Wright's doctrine will be a lot more acceptable to many churchmen of our age and to our age in general precisely because it refuses to confront sinners with the blazing holiness and wrath of a righteous God. Whilst not denying these things, it shunts them into the background where we find them a lot easier to deal with - not so threatening. It is no coincidence that Wright's vision of the Christian life correspondingly has little emphasis on personal holiness, and a lot more emphasis on other issues of dubious moral import. I'm thinking here particularly of Wright's ecumenicalism, socialist economics and anti-American polemic - all of which are views he is well entitled too, and even to defend as being Biblical - but according to Wright, are actually part of the implications of the gospel.

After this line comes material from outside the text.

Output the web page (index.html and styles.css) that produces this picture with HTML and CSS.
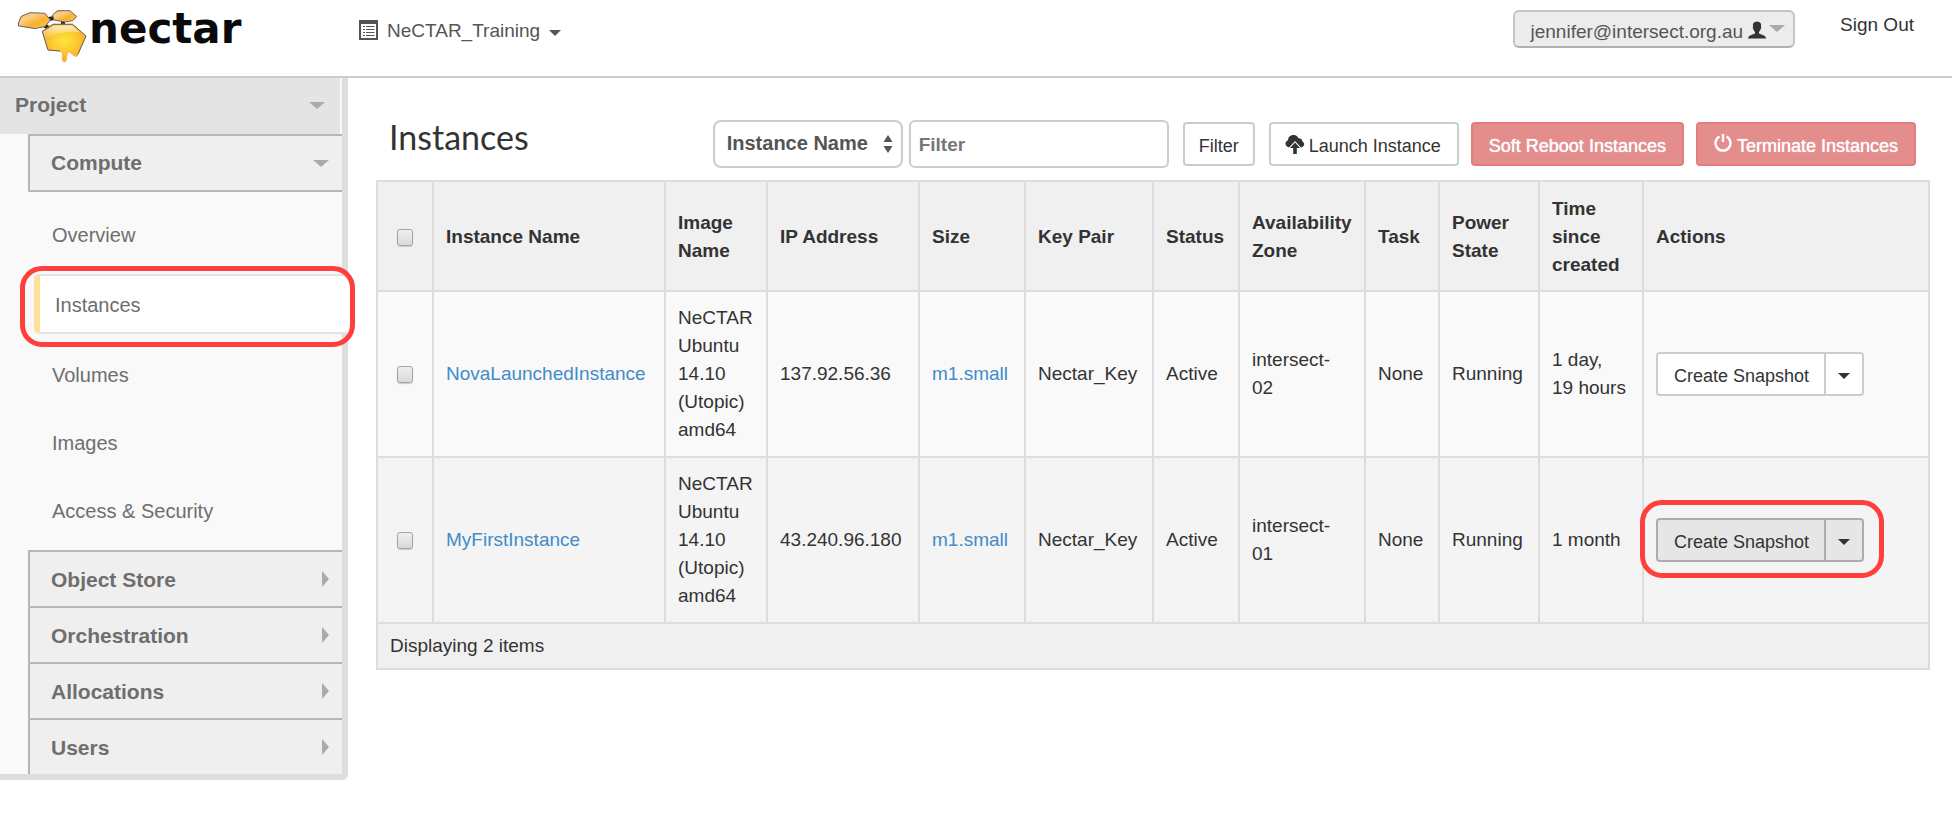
FILE: index.html
```html
<!DOCTYPE html>
<html lang="en">
<head>
<meta charset="utf-8">
<title>Instances - NeCTAR Dashboard</title>
<link rel="stylesheet" href="styles.css">
</head>
<body>
<header class="topbar">
  <a class="brand" href="#">
    <svg class="brand-mark" viewBox="0 0 70 54" aria-hidden="true">
      <defs>
        <linearGradient id="petal" x1="0" y1="0" x2="1" y2="1">
          <stop offset="0" stop-color="#f9a83a"/><stop offset=".3" stop-color="#fcd08a"/><stop offset=".6" stop-color="#f9b02f"/><stop offset="1" stop-color="#fbd43a"/>
        </linearGradient>
        <radialGradient id="body" cx=".5" cy=".45" r=".6">
          <stop offset="0" stop-color="#fbe63a"/><stop offset=".5" stop-color="#fcc92f"/><stop offset="1" stop-color="#f8a02c"/>
        </radialGradient>
        <linearGradient id="shine" x1="0" y1="0" x2="0" y2="1">
          <stop offset="0" stop-color="#fff" stop-opacity=".7"/><stop offset="1" stop-color="#fff" stop-opacity="0"/>
        </linearGradient>
      </defs>
      <path d="M26 15l6 4M31 9l5-1M45 11v5" stroke="#222" stroke-width="4"/>
      <path d="M.5 16V13L3 6.500l9-3.800 15 .6 5.500 6.700-5.500 6.500-10 2z" fill="url(#petal)" stroke="#666"/>
      <path d="M34.500 5l5-4.300H52l6.500 5.800-3.500 4-8 1.500-11-2z" fill="url(#petal)" stroke="#666"/>
      <path d="M24.300 21.500L35 14.300h19.500L68 26l-9 20.500-4-1.500-4-3.500-2 2.500-1 7-2 .7-1.700-1.700.3-6.500L42 41l-12-1z" fill="url(#body)" stroke="#f9ab4c"/>
      <path d="M42 41l-12-1-5.700-18.500L35 14.300h19.500L68 26l-8 18" fill="none" stroke="#666"/>
      <path d="M25.500 22L36 15.500h18l8 7q-18-3-35 6z" fill="url(#shine)"/>
    </svg>
    <span class="brand-name">nectar</span>
  </a>
  <button class="project-switch" type="button">
    <svg class="icon-list" viewBox="0 0 19 20" aria-hidden="true">
      <path d="M1 1h17v18H1z" fill="none" stroke="#555" stroke-width="2"/>
      <path d="M1 2.500h17" stroke="#555" stroke-width="3"/>
      <path d="M4 6.500h2M4 9.500h2M4 12.500h2M4 15.500h2M7 6.500h8.500M7 9.500h8.500M7 12.500h8.500M7 15.500h8.500" stroke="#555"/>
    </svg>
    <span>NeCTAR_Training</span>
    <span class="caret"></span>
  </button>
  <button class="user-menu" type="button">
    <span>jennifer@intersect.org.au</span>
    <svg class="icon-user" viewBox="0 0 18 18" aria-hidden="true">
      <path d="M5.500 2Q6.500.5 9 .5t3.500 1.500q1 1.500.5 4 .6.500-.3 2.200Q12 10 11 11v1.500l5 2q2 .8 2 3H0q0-2.200 2-3l5-2V11Q6 10 5.300 8.200 4.400 6.500 5 6q-.5-2.500.5-4z" fill="#333"/>
    </svg>
    <span class="arrow-down"></span>
  </button>
  <a class="sign-out" href="#">Sign Out</a>
</header>

<div class="layout">
  <nav class="sidebar">
    <button class="nav-project" type="button">Project<span class="arrow-down"></span></button>
    <div class="nav-groups">
      <button class="nav-group nav-group-open" type="button">Compute<span class="arrow-down"></span></button>
      <ul class="nav-items">
        <li><a href="#">Overview</a></li>
        <li class="active"><a href="#">Instances</a><span class="ring"></span></li>
        <li><a href="#">Volumes</a></li>
        <li><a href="#">Images</a></li>
        <li><a href="#">Access &amp; Security</a></li>
      </ul>
      <button class="nav-group" type="button">Object Store<span class="arrow-right"></span></button>
      <button class="nav-group" type="button">Orchestration<span class="arrow-right"></span></button>
      <button class="nav-group" type="button">Allocations<span class="arrow-right"></span></button>
      <button class="nav-group" type="button">Users<span class="arrow-right"></span></button>
    </div>
  </nav>

  <main class="content">
    <div class="heading">
      <h1>Instances</h1>
      <form class="tools">
        <span class="select-box">
          <select aria-label="Filter by"><option>Instance Name</option></select>
          <svg class="icon-updown" viewBox="0 0 10 20" aria-hidden="true"><path d="M5 1l4.500 7h-9zM5 19l4.500-7h-9z" fill="#555"/></svg>
        </span>
        <input class="filter-text" type="text" placeholder="Filter" aria-label="Filter">
        <button class="btn btn-filter" type="button">Filter</button>
        <button class="btn btn-launch" type="button">
          <svg class="icon-cloud" viewBox="0 0 20 20" aria-hidden="true">
            <path d="M2 11.500A3.500 3.500 0 0 1 3 5.300 5.500 5.500 0 0 1 13.500 3.200 3.500 3.500 0 0 1 17.500 6.500a3 3 0 0 1 .5 5L16 12.500l-6-6.500-6 6.500z" fill="#333"/>
            <path d="M10 7.500l5 5.500h-3.200V19H8.200v-6H5z" fill="#333"/>
          </svg>Launch Instance</button>
        <button class="btn btn-danger" type="button">Soft Reboot Instances</button>
        <button class="btn btn-danger" type="button">
          <svg class="icon-power" viewBox="0 0 18 20" aria-hidden="true">
            <path d="M5.500 3.500a7.500 7.500 0 1 0 7 0M9 1v8" fill="none" stroke="#fff" stroke-width="2.400"/>
          </svg>Terminate Instances</button>
      </form>
    </div>

    <table class="instances">
      <colgroup>
        <col class="c-check"><col class="c-name"><col class="c-image"><col class="c-ip"><col class="c-size"><col class="c-key"><col class="c-status"><col class="c-zone"><col class="c-task"><col class="c-power"><col class="c-time"><col>
      </colgroup>
      <thead>
        <tr>
          <th class="check"><input type="checkbox" aria-label="Select all"></th>
          <th>Instance Name</th><th>Image Name</th><th>IP Address</th><th>Size</th><th>Key Pair</th><th>Status</th><th>Availability Zone</th><th>Task</th><th>Power State</th><th>Time since created</th><th>Actions</th>
        </tr>
      </thead>
      <tbody>
        <tr>
          <td class="check"><input type="checkbox" aria-label="Select NovaLaunchedInstance"></td>
          <td><a href="#">NovaLaunchedInstance</a></td>
          <td>NeCTAR Ubuntu 14.10 (Utopic) amd64</td>
          <td>137.92.56.36</td>
          <td><a href="#">m1.small</a></td>
          <td>Nectar_Key</td>
          <td>Active</td>
          <td>intersect-<br>02</td>
          <td>None</td>
          <td>Running</td>
          <td>1 day,<br>19 hours</td>
          <td><div class="btn-group"><button class="btn" type="button">Create Snapshot</button><button class="btn btn-more" type="button" aria-label="More actions"><span class="caret"></span></button></div></td>
        </tr>
        <tr>
          <td class="check"><input type="checkbox" aria-label="Select MyFirstInstance"></td>
          <td><a href="#">MyFirstInstance</a></td>
          <td>NeCTAR Ubuntu 14.10 (Utopic) amd64</td>
          <td>43.240.96.180</td>
          <td><a href="#">m1.small</a></td>
          <td>Nectar_Key</td>
          <td>Active</td>
          <td>intersect-<br>01</td>
          <td>None</td>
          <td>Running</td>
          <td>1 month</td>
          <td><div class="btn-group pressed"><button class="btn" type="button">Create Snapshot</button><button class="btn btn-more" type="button" aria-label="More actions"><span class="caret"></span></button><span class="ring"></span></div></td>
        </tr>
      </tbody>
      <tfoot>
        <tr><td colspan="12">Displaying 2 items</td></tr>
      </tfoot>
    </table>
  </main>
</div>
</body>
</html>
```
FILE: styles.css
```css
* { box-sizing: border-box; }

body {
  margin: 0;
  background: #fff;
  color: #333;
  font-family: "Liberation Sans", Arial, sans-serif;
  font-size: 19px;
  line-height: 28px;
}

button, input, select { margin: 0; font: inherit; color: inherit; }
button { cursor: pointer; }
a { color: #428bca; text-decoration: none; }

.caret {
  border: 6px solid transparent;
  border-top-color: currentColor;
  border-bottom: 0;
}
.arrow-down {
  border: 8px solid transparent;
  border-top: 7px solid #a7abae;
  border-bottom: 0;
}
.arrow-right {
  border: 8px solid transparent;
  border-left: 7px solid #a7abae;
  border-right: 0;
}

/* Red outline drawn over a highlighted control */
.ring {
  position: absolute;
  border: 5px solid #ff3f3b;
  border-radius: 22px;
  pointer-events: none;
}

/* Top bar */
.topbar {
  display: flex;
  align-items: flex-start;
  height: 78px;
  padding: 10px 38px 0 18px;
  border-bottom: 2px solid #ccc;
}
.brand { display: flex; width: 341px; color: #0a0a0a; }
.brand-mark { width: 70px; height: 54px; margin-right: 1px; }
.brand-name {
  font: bold 42px/38px "DejaVu Sans", sans-serif;
}
.project-switch {
  display: flex;
  align-items: center;
  gap: 9px;
  height: 42px;
  padding: 0;
  border: 0;
  background: none;
  color: #555;
}
.project-switch .caret { margin-top: 4px; }
.icon-list { width: 19px; height: 20px; margin-bottom: 2px; }
.user-menu {
  display: flex;
  align-items: center;
  height: 38px;
  margin-left: auto;
  padding: 5px 8px 0 16px;
  border: 2px solid #c4c4c4;
  border-bottom-color: #b0b0b0;
  border-radius: 6px;
  background: #ececec;
  color: #555;
}
.icon-user { width: 18px; height: 18px; margin: 0 3px 4px 5px; }
.user-menu .arrow-down { margin-bottom: 6px; }
.sign-out { margin-left: 45px; color: #333; line-height: 30px; }

/* Sidebar */
.layout { display: flex; align-items: flex-start; }
.sidebar {
  flex: none;
  width: 348px;
  border: solid #ddd;
  border-width: 0 6px 6px 0;
  border-bottom-right-radius: 6px;
  background: #f9f9f9;
}
.nav-project, .nav-group {
  display: flex;
  align-items: center;
  justify-content: space-between;
  width: 100%;
  height: 56px;
  border: 0;
  color: #6e6e6e;
  font-size: 21px;
  font-weight: bold;
}
.nav-project {
  padding: 0 15px 2px 15px;
  border-right: 2px solid #f9f9f9;
  background: #e4e4e4;
}
.nav-groups { padding-left: 28px; }
.nav-group {
  padding: 2px 13px 0 21px;
  border: solid #b7b7b7;
  border-width: 2px 0 0 2px;
  background: #efefef;
}
.nav-group .arrow-right { margin-bottom: 2px; }
.nav-group-open { height: 58px; padding-top: 0; border-bottom-width: 2px; }
.nav-items {
  margin: 0;
  padding: 9px 0 5px 6px;
  list-style: none;
}
.nav-items a {
  display: block;
  padding: 20px 18px;
  color: #6e6e6e;
  font-size: 20px;
}
.nav-items .active {
  position: relative;
  margin: 5px -6px 7px 0;
}
.nav-items .active a {
  padding: 15px 15px 13px;
  border: 2px solid #e3e3e3;
  border-left: 6px solid #fbe198;
  border-right: 0;
  border-radius: 5px 0 0 5px;
  background: #fff;
}
.active .ring { inset: -8px -7px -13px -14px; }

/* Page heading and tools */
.content { flex: 1; min-width: 0; padding: 42px 22px 0 28px; }
.heading {
  display: flex;
  justify-content: space-between;
  margin-bottom: 12px;
  padding: 0 14px 0 13px;
}
h1 {
  margin: 0;
  font: 34px/34px Lato, sans-serif;
}
.tools { display: flex; align-items: center; }
.select-box { position: relative; width: 190px; margin-right: 6px; }
select {
  display: block;
  width: 100%;
  height: 48px;
  padding: 0 12px 2px;
  border: 2px solid #ccc;
  border-radius: 8px;
  background: #fff;
  color: #555;
  font-size: 20px;
  font-weight: bold;
  appearance: none;
}
.icon-updown {
  position: absolute;
  top: 14px;
  right: 10px;
  width: 10px;
  height: 20px;
  pointer-events: none;
}
.filter-text {
  width: 260px;
  height: 48px;
  margin-right: 14px;
  padding: 2px 8px 0;
  border: 2px solid #ccc;
  border-radius: 6px;
  font-weight: bold;
}
.filter-text::placeholder { color: #777; }
.btn {
  display: flex;
  align-items: center;
  height: 44px;
  padding: 3px 16px 0;
  border: 2px solid #ccc;
  border-radius: 4px;
  background: #fff;
  font-size: 18px;
  white-space: nowrap;
}
.btn-filter { margin-right: 14px; padding: 3px 14px 0; }
.btn-danger {
  margin-left: 12px;
  border-color: #e27f7d;
  background: #e38e8d;
  color: #fff;
  text-shadow: 0 0 1px #fff;
}
.icon-cloud { width: 20px; height: 20px; margin: 0 4px 2px -2px; }
.icon-power { width: 18px; height: 20px; margin: 0 5px 6px 0; }

/* Instances table */
.instances {
  width: 100%;
  table-layout: fixed;
  border-collapse: collapse;
}
.c-check { width: 56px; }
.c-name { width: 232px; }
.c-image { width: 102px; }
.c-ip { width: 152px; }
.c-size { width: 106px; }
.c-key { width: 128px; }
.c-status { width: 86px; }
.c-zone { width: 126px; }
.c-task { width: 74px; }
.c-power { width: 100px; }
.c-time { width: 104px; }
th, td {
  padding: 12px;
  border: 2px solid #ddd;
  text-align: left;
  vertical-align: middle;
}
th { padding: 13px 12px 11px; }
th, tfoot td { background: #f0f0f0; }
tbody td { background: #f9f9f9; }
tbody tr:nth-child(2) td { background: #f4f4f4; }
tfoot td { padding: 8px 12px; }
.check { text-align: center; }
.check input {
  display: block;
  width: 16px;
  height: 17px;
  margin: 0 auto;
  border: 1px solid #a4a4a4;
  border-radius: 3px;
  background: linear-gradient(#efefef, #d9d9d9);
  box-shadow: 0 1px 1px #ccc;
  appearance: none;
}
.btn-group { position: relative; display: inline-flex; vertical-align: middle; }
.btn-group .btn { padding: 3px 15px 0 16px; border-radius: 4px 0 0 4px; }
.btn-group .btn-more {
  margin-left: -2px;
  padding: 4px 12px 0;
  border-radius: 0 4px 4px 0;
}
.pressed .btn { border-color: #adadad; background: #e6e6e6; }
.btn-group .ring { inset: -18px -20px -16px -16px; }
```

That's the result of blunting the gospel's moral thrust, and is something that God-willing we'll examine another time. There's plenty more to say about Wright's actual doctrine of justification itself, and Wax's following questions will bring it out.

2 comments:

Anthony Smith said...

Hi David,

Still listening in with interest!

Can I make an observation? You seem to be critiquing Wright for going against what historic/orthodox Protestantism/evangelicalism has always believed/proclaimed, rather than pointing out explicitly how Wright is going against Scripture.

But historic Protestantism has always insisted that Scripture is the authority, not church tradition (be it Catholic, Protestant, evangelical or whatever).

Is this a fair observation? Can I invite you to comment - in your next installment, if you like?

God bless,

Anthony

David Anderson said...

Hello Anthony,

Thanks for reading!

I'm aiming at readers who are already familiar with Protestant teaching and persuaded that it is Biblical and therefore true. The aim is to introduce such folk to Wright, rather than to give them a fresh demonstration of the Scriptural basis for Protestant thought.